> [Instruction]
Restate the full set of records exactly, without adding or dropping a word.
*****
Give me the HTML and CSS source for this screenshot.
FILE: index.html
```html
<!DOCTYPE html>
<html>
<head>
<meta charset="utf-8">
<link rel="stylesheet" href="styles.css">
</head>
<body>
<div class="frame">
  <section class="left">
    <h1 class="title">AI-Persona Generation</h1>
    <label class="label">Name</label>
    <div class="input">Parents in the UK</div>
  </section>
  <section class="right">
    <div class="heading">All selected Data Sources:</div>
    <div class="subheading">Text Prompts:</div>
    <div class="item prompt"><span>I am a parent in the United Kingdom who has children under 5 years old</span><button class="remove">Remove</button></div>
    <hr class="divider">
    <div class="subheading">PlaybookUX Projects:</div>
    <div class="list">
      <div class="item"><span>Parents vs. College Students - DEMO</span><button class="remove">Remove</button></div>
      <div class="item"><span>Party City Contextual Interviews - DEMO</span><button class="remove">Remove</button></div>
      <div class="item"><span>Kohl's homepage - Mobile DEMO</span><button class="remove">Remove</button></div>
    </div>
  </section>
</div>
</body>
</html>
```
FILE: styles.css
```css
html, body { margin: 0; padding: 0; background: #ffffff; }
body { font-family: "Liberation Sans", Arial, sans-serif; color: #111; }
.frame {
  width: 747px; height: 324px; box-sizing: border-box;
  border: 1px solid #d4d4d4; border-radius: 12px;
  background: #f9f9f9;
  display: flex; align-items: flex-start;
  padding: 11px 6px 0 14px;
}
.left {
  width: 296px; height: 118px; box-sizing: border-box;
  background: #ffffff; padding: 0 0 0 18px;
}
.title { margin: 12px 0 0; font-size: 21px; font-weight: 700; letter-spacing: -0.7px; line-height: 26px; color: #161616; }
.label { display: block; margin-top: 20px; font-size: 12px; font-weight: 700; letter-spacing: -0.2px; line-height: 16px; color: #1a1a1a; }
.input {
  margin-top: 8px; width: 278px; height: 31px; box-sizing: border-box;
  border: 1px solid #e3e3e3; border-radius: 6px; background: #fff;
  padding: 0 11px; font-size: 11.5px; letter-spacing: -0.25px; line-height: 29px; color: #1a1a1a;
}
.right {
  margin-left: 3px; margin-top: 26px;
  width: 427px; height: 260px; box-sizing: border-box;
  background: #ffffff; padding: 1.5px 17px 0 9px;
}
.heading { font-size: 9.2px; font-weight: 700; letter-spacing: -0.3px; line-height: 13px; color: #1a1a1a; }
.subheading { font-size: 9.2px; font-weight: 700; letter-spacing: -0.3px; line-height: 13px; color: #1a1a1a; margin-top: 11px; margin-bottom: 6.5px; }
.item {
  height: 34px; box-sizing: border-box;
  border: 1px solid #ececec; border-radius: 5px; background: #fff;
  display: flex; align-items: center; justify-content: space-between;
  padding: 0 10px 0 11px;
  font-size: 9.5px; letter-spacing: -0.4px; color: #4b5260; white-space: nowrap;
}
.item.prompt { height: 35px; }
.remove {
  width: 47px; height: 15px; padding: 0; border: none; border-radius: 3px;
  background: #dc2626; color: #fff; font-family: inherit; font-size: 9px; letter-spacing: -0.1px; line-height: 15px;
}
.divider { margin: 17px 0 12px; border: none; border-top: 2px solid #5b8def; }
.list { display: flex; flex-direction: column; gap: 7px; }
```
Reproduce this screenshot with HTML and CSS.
*****
> [The solution]
Give me the HTML and CSS source for this screenshot.
FILE: index.html
```html
<!DOCTYPE html>
<html>
<head>
<meta charset="utf-8">
<link rel="stylesheet" href="styles.css">
</head>
<body>
<div class="frame">
  <section class="left">
    <h1 class="title">AI-Persona Generation</h1>
    <label class="label">Name</label>
    <div class="input">Parents in the UK</div>
  </section>
  <section class="right">
    <div class="heading">All selected Data Sources:</div>
    <div class="subheading">Text Prompts:</div>
    <div class="item prompt"><span>I am a parent in the United Kingdom who has children under 5 years old</span><button class="remove">Remove</button></div>
    <hr class="divider">
    <div class="subheading">PlaybookUX Projects:</div>
    <div class="list">
      <div class="item"><span>Parents vs. College Students - DEMO</span><button class="remove">Remove</button></div>
      <div class="item"><span>Party City Contextual Interviews - DEMO</span><button class="remove">Remove</button></div>
      <div class="item"><span>Kohl's homepage - Mobile DEMO</span><button class="remove">Remove</button></div>
    </div>
  </section>
</div>
</body>
</html>
```
FILE: styles.css
```css
html, body { margin: 0; padding: 0; background: #ffffff; }
body { font-family: "Liberation Sans", Arial, sans-serif; color: #111; }
.frame {
  width: 747px; height: 324px; box-sizing: border-box;
  border: 1px solid #d4d4d4; border-radius: 12px;
  background: #f9f9f9;
  display: flex; align-items: flex-start;
  padding: 11px 6px 0 14px;
}
.left {
  width: 296px; height: 118px; box-sizing: border-box;
  background: #ffffff; padding: 0 0 0 18px;
}
.title { margin: 12px 0 0; font-size: 21px; font-weight: 700; letter-spacing: -0.7px; line-height: 26px; color: #161616; }
.label { display: block; margin-top: 20px; font-size: 12px; font-weight: 700; letter-spacing: -0.2px; line-height: 16px; color: #1a1a1a; }
.input {
  margin-top: 8px; width: 278px; height: 31px; box-sizing: border-box;
  border: 1px solid #e3e3e3; border-radius: 6px; background: #fff;
  padding: 0 11px; font-size: 11.5px; letter-spacing: -0.25px; line-height: 29px; color: #1a1a1a;
}
.right {
  margin-left: 3px; margin-top: 26px;
  width: 427px; height: 260px; box-sizing: border-box;
  background: #ffffff; padding: 1.5px 17px 0 9px;
}
.heading { font-size: 9.2px; font-weight: 700; letter-spacing: -0.3px; line-height: 13px; color: #1a1a1a; }
.subheading { font-size: 9.2px; font-weight: 700; letter-spacing: -0.3px; line-height: 13px; color: #1a1a1a; margin-top: 11px; margin-bottom: 6.5px; }
.item {
  height: 34px; box-sizing: border-box;
  border: 1px solid #ececec; border-radius: 5px; background: #fff;
  display: flex; align-items: center; justify-content: space-between;
  padding: 0 10px 0 11px;
  font-size: 9.5px; letter-spacing: -0.4px; color: #4b5260; white-space: nowrap;
}
.item.prompt { height: 35px; }
.remove {
  width: 47px; height: 15px; padding: 0; border: none; border-radius: 3px;
  background: #dc2626; color: #fff; font-family: inherit; font-size: 9px; letter-spacing: -0.1px; line-height: 15px;
}
.divider { margin: 17px 0 12px; border: none; border-top: 2px solid #5b8def; }
.list { display: flex; flex-direction: column; gap: 7px; }
```
Reproduce this screenshot with HTML and CSS.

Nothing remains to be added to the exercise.